**Instruction**
Return the material exactly as supplied, apart from the pictures, which are omitted.

** Begin **

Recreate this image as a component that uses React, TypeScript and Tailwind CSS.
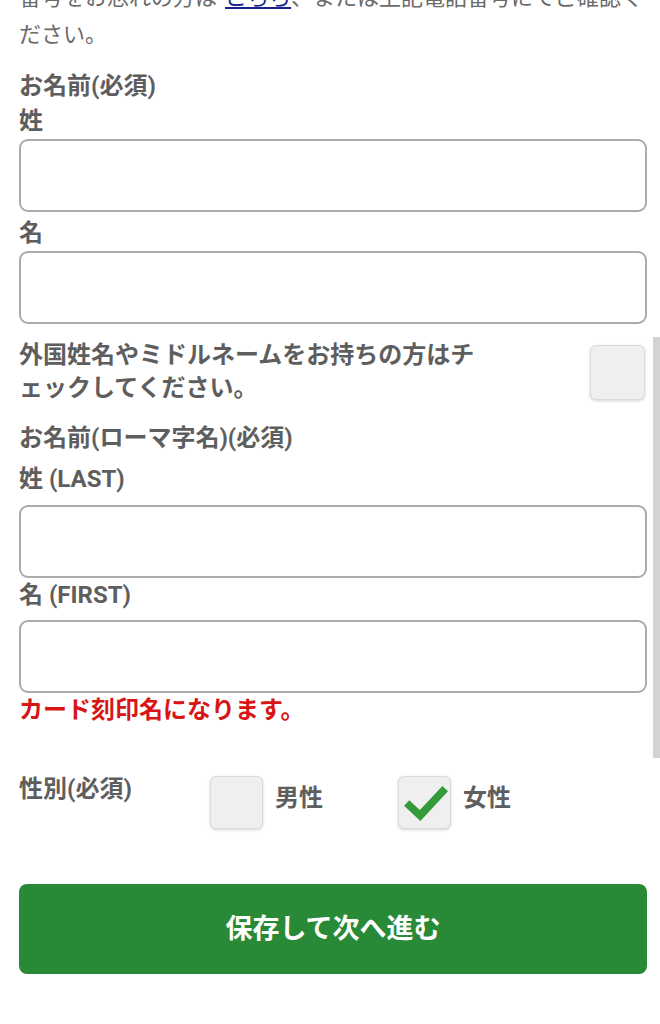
import React from 'react';

const FONT = { fontFamily: 'Roboto, "Noto Sans CJK JP", sans-serif' };

const TextInput = ({ className = '' }: { className?: string }) => (
    <input
        type="text"
        className={`block w-full h-[73px] border-2 border-[#ababab] rounded-[9px] bg-white outline-none ${className}`}
    />
);

type BoxProps = {
    checked?: boolean;
    className?: string;
};

const CheckBox = ({ checked = false, className = '' }: BoxProps) => (
    <span
        className={`relative shrink-0 block bg-[#efefef] border border-[#dadada] rounded-[6px] shadow-[0_1px_3px_rgba(0,0,0,0.18)] ${className}`}
    >
        {checked && (
            <svg viewBox="0 0 53 53" className="absolute inset-0 w-full h-full">
                <polyline
                    points="8,27 22,40 48,12"
                    fill="none"
                    stroke="#359a3a"
                    strokeWidth="8"
                    strokeLinejoin="miter"
                />
            </svg>
        )}
    </span>
);

const Label = ({
    children,
    className = '',
}: {
    children: React.ReactNode;
    className?: string;
}) => (
    <p className={`text-[24px] leading-[35px] font-bold text-[#5e5e5e] ${className}`}>
        {children}
    </p>
);

export default function App() {
    return (
        <div className="relative h-[1024px] w-full overflow-hidden bg-white" style={FONT}>
            <div className="absolute right-0 top-[337px] w-[7px] h-[421px] bg-[#d3d3d3]"></div>

            <div className="pl-[19px] pr-[13px]">
                <p className="-mt-[21px] text-[22px] leading-[37px] text-[#6a6a6a]">
                    番号をお忘れの方は
                    <a href="#" className="ml-[8px] text-[#1b1f8f] underline underline-offset-2">
                        こちら
                    </a>
                    、または上記電話番号にてご確認く
                    <br />
                    ださい。
                </p>

                <Label className="mt-[16px]">お名前(必須)</Label>
                <Label>姓</Label>
                <TextInput />
                <Label className="pt-[4px]">名</Label>
                <TextInput />

                <div className="flex items-start justify-between mt-[15px]">
                    <p className="w-[468px] text-[24px] leading-[33px] font-bold text-[#5e5e5e]">
                        外国姓名やミドルネームをお持ちの方はチェックしてください。
                    </p>
                    <CheckBox className="w-[55px] h-[55px] mt-[6px] mr-[2px]" />
                </div>

                <Label className="mt-[16px]">お名前(ローマ字名)(必須)</Label>
                <Label className="mt-[6px]">姓 (LAST)</Label>
                <TextInput className="mt-[8px]" />
                <Label>名 (FIRST)</Label>
                <TextInput className="mt-[7px]" />
                <p className="text-[24px] leading-[35px] font-bold text-[#d81515]">
                    カード刻印名になります。
                </p>

                <div className="flex items-start mt-[44px]">
                    <Label className="w-[191px]">性別(必須)</Label>
                    <CheckBox className="w-[53px] h-[53px] mt-[4px]" />
                    <span className="ml-[12px] mt-[9px] text-[24px] leading-[35px] font-bold text-[#5e5e5e]">
                        男性
                    </span>
                    <CheckBox checked className="w-[53px] h-[53px] mt-[4px] ml-[75px]" />
                    <span className="ml-[12px] mt-[9px] text-[24px] leading-[35px] font-bold text-[#5e5e5e]">
                        女性
                    </span>
                </div>

                <button
                    type="button"
                    className="mt-[55px] flex w-full h-[90px] items-center justify-center rounded-[8px] bg-[#288a37] text-[27px] font-bold text-white"
                >
                    保存して次へ進む
                </button>
            </div>
        </div>
    );
}
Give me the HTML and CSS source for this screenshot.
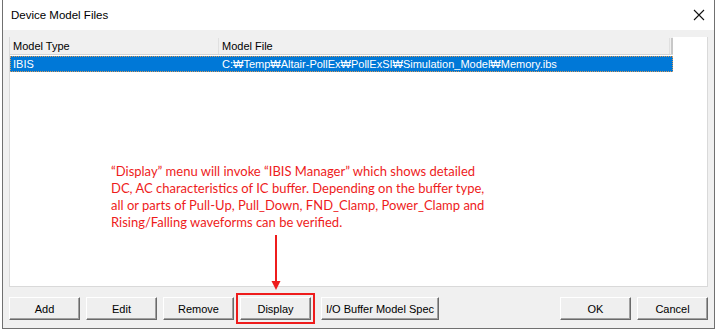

** End **

**Task response**
Recreate this image as a component that uses React, TypeScript and Tailwind CSS.
import React from 'react';

const FONT = { fontFamily: 'Roboto, "Noto Sans CJK JP", sans-serif' };

const TextInput = ({ className = '' }: { className?: string }) => (
    <input
        type="text"
        className={`block w-full h-[73px] border-2 border-[#ababab] rounded-[9px] bg-white outline-none ${className}`}
    />
);

type BoxProps = {
    checked?: boolean;
    className?: string;
};

const CheckBox = ({ checked = false, className = '' }: BoxProps) => (
    <span
        className={`relative shrink-0 block bg-[#efefef] border border-[#dadada] rounded-[6px] shadow-[0_1px_3px_rgba(0,0,0,0.18)] ${className}`}
    >
        {checked && (
            <svg viewBox="0 0 53 53" className="absolute inset-0 w-full h-full">
                <polyline
                    points="8,27 22,40 48,12"
                    fill="none"
                    stroke="#359a3a"
                    strokeWidth="8"
                    strokeLinejoin="miter"
                />
            </svg>
        )}
    </span>
);

const Label = ({
    children,
    className = '',
}: {
    children: React.ReactNode;
    className?: string;
}) => (
    <p className={`text-[24px] leading-[35px] font-bold text-[#5e5e5e] ${className}`}>
        {children}
    </p>
);

export default function App() {
    return (
        <div className="relative h-[1024px] w-full overflow-hidden bg-white" style={FONT}>
            <div className="absolute right-0 top-[337px] w-[7px] h-[421px] bg-[#d3d3d3]"></div>

            <div className="pl-[19px] pr-[13px]">
                <p className="-mt-[21px] text-[22px] leading-[37px] text-[#6a6a6a]">
                    番号をお忘れの方は
                    <a href="#" className="ml-[8px] text-[#1b1f8f] underline underline-offset-2">
                        こちら
                    </a>
                    、または上記電話番号にてご確認く
                    <br />
                    ださい。
                </p>

                <Label className="mt-[16px]">お名前(必須)</Label>
                <Label>姓</Label>
                <TextInput />
                <Label className="pt-[4px]">名</Label>
                <TextInput />

                <div className="flex items-start justify-between mt-[15px]">
                    <p className="w-[468px] text-[24px] leading-[33px] font-bold text-[#5e5e5e]">
                        外国姓名やミドルネームをお持ちの方はチェックしてください。
                    </p>
                    <CheckBox className="w-[55px] h-[55px] mt-[6px] mr-[2px]" />
                </div>

                <Label className="mt-[16px]">お名前(ローマ字名)(必須)</Label>
                <Label className="mt-[6px]">姓 (LAST)</Label>
                <TextInput className="mt-[8px]" />
                <Label>名 (FIRST)</Label>
                <TextInput className="mt-[7px]" />
                <p className="text-[24px] leading-[35px] font-bold text-[#d81515]">
                    カード刻印名になります。
                </p>

                <div className="flex items-start mt-[44px]">
                    <Label className="w-[191px]">性別(必須)</Label>
                    <CheckBox className="w-[53px] h-[53px] mt-[4px]" />
                    <span className="ml-[12px] mt-[9px] text-[24px] leading-[35px] font-bold text-[#5e5e5e]">
                        男性
                    </span>
                    <CheckBox checked className="w-[53px] h-[53px] mt-[4px] ml-[75px]" />
                    <span className="ml-[12px] mt-[9px] text-[24px] leading-[35px] font-bold text-[#5e5e5e]">
                        女性
                    </span>
                </div>

                <button
                    type="button"
                    className="mt-[55px] flex w-full h-[90px] items-center justify-center rounded-[8px] bg-[#288a37] text-[27px] font-bold text-white"
                >
                    保存して次へ進む
                </button>
            </div>
        </div>
    );
}
Give me the HTML and CSS source for this screenshot.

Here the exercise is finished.